Si intitola “Solo dal vivo” il disco che raccoglie due anni di concerti in solo di Carmelo Pipitone. Libertà, improvvisazione, nuove forme e antiche ricerche.
Ho sempre pensato che dietro la figura di Carmelo Pipitone esiste un manifesto politico di indipendenza culturale. L’arte assume forme di pura espressione, lontani dai conti matematici dell’industria (o di quel che ne rimane). Lontano dalle apparenze, senza luci, al buio come spesso appare questo disco. Fumoso e noir nella psichedelia di una canzone d’autore ricca di piani di lettura distanti e incalcolabili. Carmelo Pipitone pubblica “Solo dal vivo” per La Fabbrica Etichetta Indipendente. Due anni di concerti, brani conosciuti provenienti dai dischi “Cornucopia” e “Segreto pubblico”, nuove esecuzioni, nuove forme… verità che va in scena dalla quale, troppo spesso, tutti prescindiamo.

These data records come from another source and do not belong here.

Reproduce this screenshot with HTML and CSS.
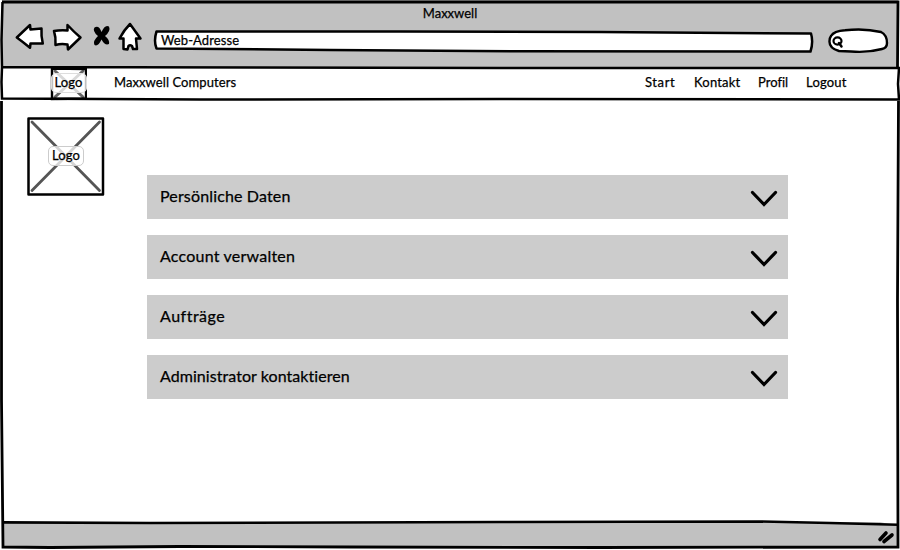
FILE: index.html
```html
<!DOCTYPE html>
<html lang="de">
<head>
<meta charset="utf-8">
<title>Maxxwell</title>
<link rel="stylesheet" href="styles.css">
</head>
<body>
<div class="window">
  <header class="chrome">
    <div class="title"><span class="t-title">Maxxwell</span></div>
    <div class="toolbar">
      <svg class="nav-icons" width="132" height="34" viewBox="12 20 132 34">
        <g fill="#fff" stroke="#000" stroke-width="2.500" stroke-linejoin="round" stroke-linecap="round">
          <path d="M16.800 37.500L30 25L30.500 29.500L41.500 28.500Q41 36 42.800 43.500L30.500 43.500L30 47.800Q23 42 16.800 37.500Z"/>
          <path d="M54 31Q60 30 67.500 30.500L67.500 25Q74 32 80.500 37.500L68 49.500L67.500 44.500Q61 43.500 55.500 45Q56 37 54 31Z"/>
          <path d="M130 24L140.500 38.500L136 38.500L137 49L133 49L132 46Q130 44.500 128.500 46L127.500 49.500L123.500 49L123.500 38.500L119.500 38.500Q124 30 130 24Z"/>
        </g>
        <path d="M94.500 27.500Q99 25 101.500 32Q105 24 109 26.500Q111 31 105 36Q110 40 109 44Q105 46 101.500 39.500Q98 47 94.500 45Q92.500 41 98 36Q92 31 94.500 27.500Z"/>
      </svg>
      <div class="address">
        <svg class="field" width="662" height="26" viewBox="152 28 662 26"><path d="M156.500 31.500L400 31.500L600 32L811 33.500Q813.500 42 810.500 51.500L520 51.300L330 50L156.500 48.500Q153.500 41 156.500 31.500Z" fill="#fff" stroke="#000" stroke-width="2.500" stroke-linejoin="round"/></svg>
        <span class="t-address">Web-Adresse</span>
      </div>
      <svg class="search" width="62" height="28" viewBox="827 27 62 28">
        <path d="M830 36Q833 31 844 30.300Q863 28 880 32Q886 35 886 43Q886 48 881 49Q866 53 850 51.500L838 51Q828 48 828.500 41Q828.500 38 830 36Z" fill="#fff" stroke="#000" stroke-width="2.400"/>
        <ellipse cx="836.500" cy="41" rx="4" ry="3.600" fill="none" stroke="#000" stroke-width="2.200"/>
        <path d="M838 43L840.500 46.500" stroke="#000" stroke-width="2.500" stroke-linecap="round"/>
      </svg>
    </div>
  </header>
  <nav class="site-nav">
    <div class="logo logo-small">
      <svg width="37" height="34" viewBox="0 0 37 34"><path d="M5 4L33 30M33 4L5 30" stroke="#666" stroke-width="3" stroke-linecap="round"/><path d="M2 1.500L36 2V31.500L2 32Z" fill="none" stroke="#000" stroke-width="2.400"/></svg>
      <span class="logo-label"><b class="t-logo">Logo</b></span>
    </div>
    <span class="brand"><b class="t-brand">Maxxwell Computers</b></span>
    <ul class="links">
      <li class="l-start">Start</li><li class="l-kontakt">Kontakt</li><li class="l-profil">Profil</li><li class="l-logout">Logout</li>
    </ul>
  </nav>
  <main class="content">
    <div class="logo logo-large">
      <svg width="78" height="80" viewBox="0 0 78 80"><path d="M5 5L72.500 73.500M72.500 5L5 73.500" stroke="#555" stroke-width="2.800" stroke-linecap="round"/><path d="M1.500 1.500L76 1.500V77.500L1.500 77.500Z" fill="none" stroke="#000" stroke-width="2.500" stroke-linejoin="round"/></svg>
      <span class="logo-label"><b class="t-logo">Logo</b></span>
    </div>
    <div class="accordion">
      <div class="row"><span class="r-daten">Persönliche Daten</span><svg class="chevron" width="30" height="20" viewBox="0 0 30 20"><path d="M3.500 3.500L15 15.500L26.500 3.500"/></svg></div>
      <div class="row"><span class="r-account">Account verwalten</span><svg class="chevron" width="30" height="20" viewBox="0 0 30 20"><path d="M3.500 3.500L15 15.500L26.500 3.500"/></svg></div>
      <div class="row"><span class="r-auftraege">Aufträge</span><svg class="chevron" width="30" height="20" viewBox="0 0 30 20"><path d="M3.500 3.500L15 15.500L26.500 3.500"/></svg></div>
      <div class="row"><span class="r-admin">Administrator kontaktieren</span><svg class="chevron" width="30" height="20" viewBox="0 0 30 20"><path d="M3.500 3.500L15 15.500L26.500 3.500"/></svg></div>
    </div>
  </main>
  <footer class="status">
    <svg width="900" height="30" viewBox="0 520 900 30">
      <path d="M2 522L880 522L898 526V548H2Z" fill="#c1c1c1"/>
      <path d="M2 522.400L150 523L500 522L760 521.500L830 523L898 524.800" fill="none" stroke="#000" stroke-width="2.600"/>
      <path d="M880 539.500L886 533M884 541.500L892 535" stroke="#000" stroke-width="3.600" stroke-linecap="round"/>
    </svg>
  </footer>
  <svg class="frame" width="900" height="550" viewBox="0 0 900 550" fill="none" stroke="#000">
    <path d="M2 2L300 2L898 2L897.500 67M898.500 101L897.500 300L898 547L600 547.500L350 547L180 546.500L50 547.500L3 547L1.500 400L1.500 101" stroke-width="2.800"/>
    <path d="M2.500 2L1.500 40L2 67L500 68L899 68L898 84L899 99.500L500 99L200 99.500L2 98.500L1.500 82L2 67" stroke-width="2.500"/>
  </svg>
</div>
</body>
</html>
```

FILE: styles.css
```css
* { box-sizing: border-box; }
body { margin: 0; background: #fff; font-family: Lato, "Noto Sans", sans-serif; font-size: 13px; color: #000; font-variant-ligatures: none; }
b { font-weight: inherit; }
.window { position: relative; width: 900px; height: 550px; overflow: hidden; display: flex; flex-direction: column; -webkit-text-stroke: 0.25px #000; }
.frame { position: absolute; inset: 0; pointer-events: none; }

.chrome { height: 67px; margin: 0 2px; padding-top: 3px; background: #c1c1c1; }
.title { height: 20px; line-height: 20px; text-align: center; }
.toolbar { display: flex; align-items: flex-start; padding: 0 10px; }
.toolbar > * { flex: none; }
.nav-icons { margin-top: -3px; }
.address { position: relative; width: 662px; height: 26px; margin: 5px 14px 0 8px; padding-left: 9px; line-height: 25px; }
.field { position: absolute; left: 0; top: 0; }
.address span { position: relative; }
.t-address { letter-spacing: .1px; }
.search { margin-top: 4px; }

.site-nav { height: 34px; display: flex; align-items: center; padding-left: 50px; background: #fff; }
.logo { position: relative; display: flex; align-items: center; justify-content: center; }
.logo svg { display: block; }
.logo-label { position: absolute; width: 36px; height: 20px; line-height: 17px; text-align: center; border: 1px solid #ccc; border-radius: 5px; background: rgba(255, 255, 255, .75); }
.logo-small { width: 37px; height: 34px; }
.logo-small .logo-label { border-color: #ddd; line-height: 16px; top: 6px; }
.t-logo { letter-spacing: .15px; }
.brand { margin-left: 27px; width: 531px; line-height: 30px; margin-top: -5px; letter-spacing: .08px; }
.links { display: flex; list-style: none; margin: -5px 0 0; padding: 0; line-height: 30px; letter-spacing: .2px; }
.links li { white-space: nowrap; }
.l-start { width: 49px; letter-spacing: .6px; }
.l-kontakt { width: 64px; }
.l-profil { width: 48px; letter-spacing: 0; }

.content { height: 419px; display: flex; align-items: flex-start; padding: 16px 0 0 27px; }
.logo-large { width: 78px; height: 80px; }
.logo-large .logo-label { top: 29px; left: 21px; line-height: 17px; }
.accordion { width: 641px; margin: 58px 0 0 42px; display: flex; flex-direction: column; gap: 16px; }
.row { height: 44px; display: flex; align-items: center; justify-content: space-between; padding: 0 9px 3px 13px; background: #ccc; font-size: 16px; }
.r-daten { letter-spacing: .15px; }
.r-account { letter-spacing: .22px; }
.r-auftraege { letter-spacing: .5px; }
.r-admin { letter-spacing: .06px; }
.chevron { margin-top: 6px; fill: none; stroke: #000; stroke-width: 3.2; stroke-linecap: round; }
.status { height: 30px; }
.status svg { display: block; }
```
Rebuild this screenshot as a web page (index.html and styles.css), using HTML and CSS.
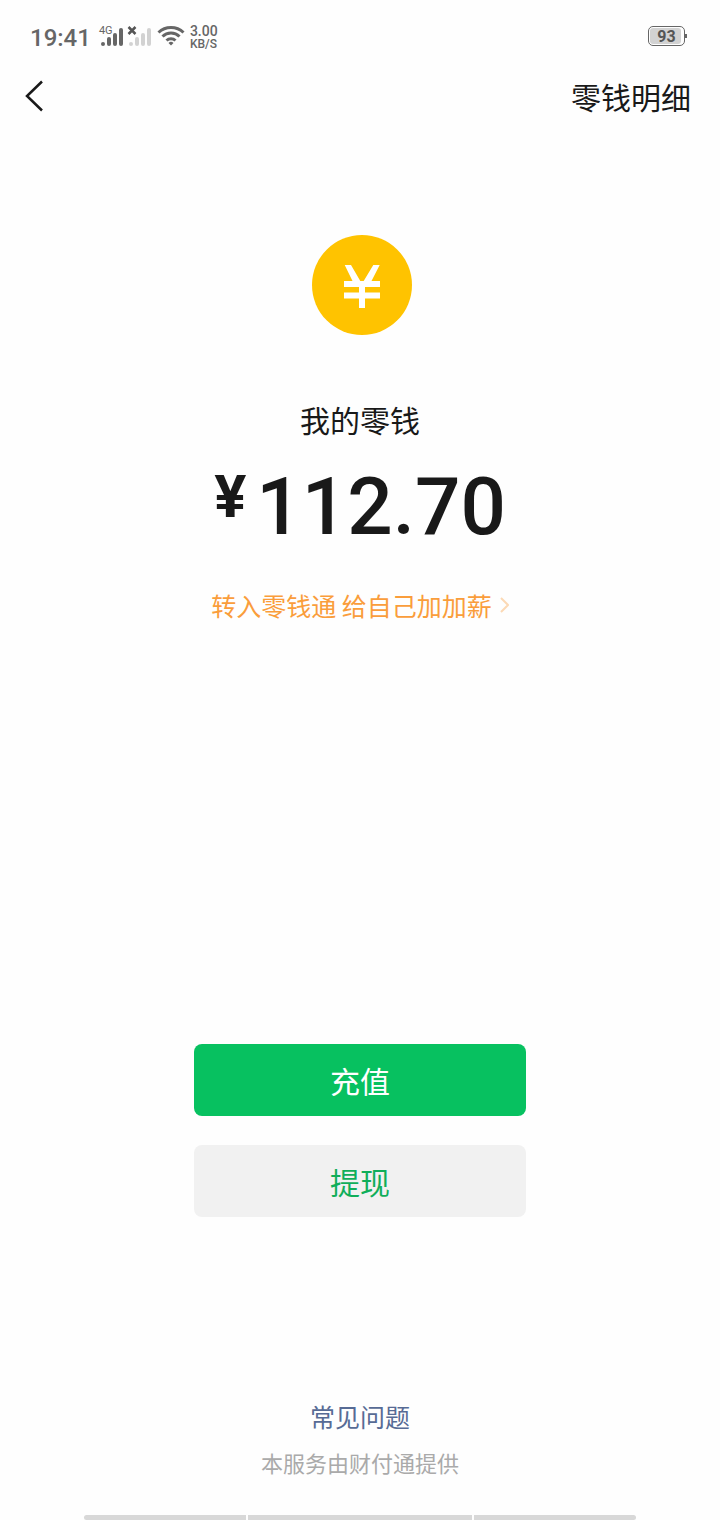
FILE: index.html
```
<!DOCTYPE html>
<html lang="zh-CN">
<head>
    <meta charset="UTF-8">
    <meta name="viewport" content="width=device-width, initial-scale=1.0">
    <title>我的零钱</title>
    <link rel="stylesheet" href="styles.css">
</head>
<body>

<!-- Status bar -->
<div class="status-bar">
    <span class="time">19:41</span>
    <div class="signal">
        <svg width="24" height="24" viewBox="0 0 24 24" fill="#666">
            <circle cx="4" cy="20" r="2"/>
            <rect x="8" y="13" width="4" height="9" rx="2"/>
            <rect x="14" y="9" width="4" height="13" rx="2"/>
            <rect x="20" y="4" width="4" height="18" rx="2"/>
        </svg>
        <span class="network">4G</span>
    </div>
    <svg class="no-sim" width="25" height="24" viewBox="0 0 25 24" fill="#d2d2d2">
        <circle cx="4" cy="20" r="2"/>
        <rect x="8" y="13" width="4" height="9" rx="2"/>
        <rect x="14" y="9" width="4" height="13" rx="2"/>
        <rect x="20" y="4" width="4" height="18" rx="2"/>
        <path d="M1.500 3l7 7M8.500 3l-7 7" stroke="#555" stroke-width="2.5"/>
    </svg>
    <svg class="wifi" width="28" height="22" viewBox="0 0 28 22" fill="none" stroke="#666" stroke-width="3">
        <path d="M1.500 7.500a18 18 0 0 1 25 0M5.500 11.500a12 12 0 0 1 17 0M9.500 15.500a6.500 6.500 0 0 1 9 0"/>
        <path d="M11.500 18a3.500 3.500 0 0 1 5 0L14 20.500z" fill="#666" stroke="none"/>
    </svg>
    <div class="speed">
        <div class="rate">3.00</div>
        <div class="unit">KB/S</div>
    </div>
    <div class="battery"><span class="level">93</span></div>
</div>

<!-- Navigation -->
<header class="nav">
    <button class="back" type="button" aria-label="返回">
        <svg width="20" height="32" viewBox="0 0 20 32" fill="none" stroke="#191919" stroke-width="2.5">
            <path d="M18 1.5L3 16l15 14.5"/>
        </svg>
    </button>
    <a class="detail" href="#">零钱明细</a>
</header>

<!-- Balance -->
<main class="balance">
    <svg class="coin" width="100" height="100" viewBox="0 0 100 100">
        <circle cx="50" cy="50" r="50" fill="#ffc300"/>
        <g fill="#fff">
            <path d="M32.700 30H39l9.300 16h3.400L61.300 30h6.400L59.500 46H68v6H53v5.500h15v6H53V73h-6v-9.500H32v-6h15V52H32v-6h8.500z"/>
        </g>
    </svg>
    <h1 class="title">我的零钱</h1>
    <div class="amount">
        <span class="currency">¥</span>
        <span class="value">112.70</span>
    </div>
    <a class="promo" href="#">
        转入零钱通 给自己加加薪
        <svg width="9" height="16" viewBox="0 0 9 16" fill="none" stroke="#fcd9b5" stroke-width="2">
            <path d="M1 1l7 7-7 7"/>
        </svg>
    </a>
</main>

<!-- Actions -->
<div class="actions">
    <button class="btn recharge" type="button">充值</button>
    <button class="btn withdraw" type="button">提现</button>
</div>

<footer class="footer">
    <a class="faq" href="#">常见问题</a>
    <p class="provider">本服务由财付通提供</p>
</footer>

<!-- System gesture bar -->
<div class="gesture-bar">
    <span></span>
    <span></span>
    <span></span>
</div>

</body>
</html>
```

FILE: styles.css
```
* {
    box-sizing: border-box;
}
body {
    font-family: "Noto Sans CJK SC", sans-serif;
    margin: 0;
    min-height: 100vh;
    display: flex;
    flex-direction: column;
    background-color: #fefefe;
    color: #191919;
}
a {
    text-decoration: none;
}
button {
    font-family: inherit;
    border: none;
    cursor: pointer;
}
svg {
    display: block;
}
.status-bar {
    display: flex;
    align-items: center;
    height: 72px;
    padding: 0 32px 0 30px;
    font-family: Roboto, sans-serif;
    color: #666;
}
.time {
    font-size: 24px;
    font-weight: 500;
    line-height: 28px;
    padding-top: 4px;
}
.signal {
    position: relative;
    margin-left: 8px;
}
.network {
    position: absolute;
    top: 1px;
    left: 0;
    font-size: 11px;
    line-height: 12px;
}
.no-sim {
    margin-left: 4px;
}
.wifi {
    margin-left: 5px;
}
.speed {
    margin-left: 5px;
    padding-top: 3px;
    font-weight: 500;
}
.rate {
    font-size: 14px;
    line-height: 13px;
}
.unit {
    font-size: 12px;
    line-height: 12px;
}
.battery {
    position: relative;
    margin-left: auto;
    margin-right: 3px;
    width: 37px;
    height: 20px;
    padding: 1px;
    border: 1px solid #666;
    border-radius: 5px;
}
.battery::after {
    content: "";
    position: absolute;
    top: 7px;
    right: -3px;
    width: 2px;
    height: 4px;
    background: #666;
}
.level {
    display: block;
    width: 31px;
    height: 16px;
    padding-left: 2px;
    border-radius: 3px;
    background: #d2d2d2;
    color: #555;
    font-size: 16px;
    font-weight: 700;
    line-height: 17px;
    text-align: center;
}
.nav {
    display: flex;
    align-items: center;
    justify-content: space-between;
    height: 48px;
    padding: 0 29px 0 24px;
}
.back {
    padding: 0;
    background: none;
}
.detail {
    color: #191919;
    font-size: 30px;
    line-height: 44px;
}
.balance {
    display: flex;
    flex-direction: column;
    align-items: center;
    padding-top: 115px;
}
.coin {
    margin-left: 4px;
}
.title {
    margin: 62px 0 0;
    font-size: 30px;
    font-weight: 400;
    line-height: 44px;
}
.amount {
    display: flex;
    align-items: flex-start;
    gap: 10px;
    margin-top: 14px;
    font-family: Roboto, sans-serif;
}
.currency {
    font-size: 60px;
    font-weight: 700;
    line-height: 84px;
}
.value {
    font-size: 80px;
    font-weight: 500;
    line-height: 104px;
}
.promo {
    display: flex;
    align-items: center;
    gap: 8px;
    margin-top: 28px;
    color: #fa9d3b;
    font-size: 25px;
    line-height: 36px;
}
.actions {
    display: flex;
    flex-direction: column;
    align-items: center;
    gap: 29px;
    margin-top: auto;
}
.btn {
    width: 46%;
    height: 72px;
    border-radius: 8px;
    font-size: 30px;
    line-height: 44px;
}
.recharge {
    background: #07c160;
    color: #fff;
}
.withdraw {
    background: #f1f1f1;
    color: #10ae5a;
}
.footer {
    display: flex;
    flex-direction: column;
    align-items: center;
    margin-top: 181px;
}
.faq {
    color: #576b95;
    font-size: 25px;
    line-height: 36px;
}
.provider {
    margin: 12px 0 0;
    color: #aaa;
    font-size: 22px;
    line-height: 32px;
}
.gesture-bar {
    display: grid;
    grid-template-columns: 162fr 224fr 162fr;
    gap: 2px;
    margin-top: 37px;
    padding: 0 84px;
}
.gesture-bar span {
    height: 5px;
    background: #d8d8d8;
}
.gesture-bar span:first-child {
    border-radius: 3px 0 0 3px;
}
.gesture-bar span:last-child {
    border-radius: 0 3px 3px 0;
}
```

In scena con un disco di scena. Ho sempre pensato che per te il suono live sia decisamente più importante di quello registrato in studio. Sbaglio?
«Nell’epoca in cui viviamo è un gioco da ragazzi registrare un disco in studio. Ho sempre avuto il timore di non riuscire a replicare gli stessi suoni anche dal vivo, quindi cerco di non esagerare con la post produzione, anche se ogni tanto la mano scappa (ride). L’importante è però avere buon materiale che dal vivo possa convincere anche senza gli orpelli della post produzione appunto».
E nelle tracce di questo disco hai valorizzato più la resa live o quella prettamente per un disco?
«È ovvio che abbiamo scelto le versioni migliori. Ricordo che quando con Gianmaria Spina (tecnico del suono che ha registrato tutti i live) abbiamo ascoltato il materiale, pensavo di essere stato impeccabile ma nella maggior parte dei casi o ero stonato o scordato, quindi c’è stata una vera e propria selezione tra le versioni di ogni pezzo che avevamo. In altri casi, come in 31 lune ad esempio, invece abbiamo premiato la resa live senza stare troppo a vergognarsi (ride)».
La tracklist che ragione segue? come disporre i brani di un disco lo posso capire… ma quelle di un tour? Quali tracce sceglie e da dove?
«La tracklist spesso segue le accordature della chitarra e ovviamente cerco di dare un crescendo allo spettacolo, come dire “un colpo al cerchio e uno alla botte” ma non mi preoccupo più di tanto! Ai miei concerti non si balla, si segue piuttosto un flusso e quel che succede succede».
Spazio all’improvvisazione: ovviamente c’è da scoprire nuova faccia per i brani che conosciamo. Secondo te la verità dove sta? In quel disco o in queste esecuzioni?
«La verità è che le canzoni crescono anche grazie ai live. Impari a suonarle in base al periodo che stai vivendo. Mi piace anche cambiarle perché cmq se qualcuno vuole può tranquillamente risalire alle versioni originali. Quando vado ad un concerto spero sempre che le versioni live siano diverse e anche più mature rispetto alle versioni del disco».
E per chiudere: da questo disco porti a casa gli errori da non fare o le cose scoperte lungo la via da riproporre domani?
«Entrambi! Cresco,invecchio e mi annoio. Mi segno tutto quello che deve essere fatto meglio perché un giorno si possa dire: “non l’ho mai capito sto stronzo ma almeno non mi sono mai annoiato”. Ho appena finito di registrare un disco che fino a qualche anno fa non avrei mai concepito o capito. Voglio andare avanti imparando dai miei esercizi di stile/errori».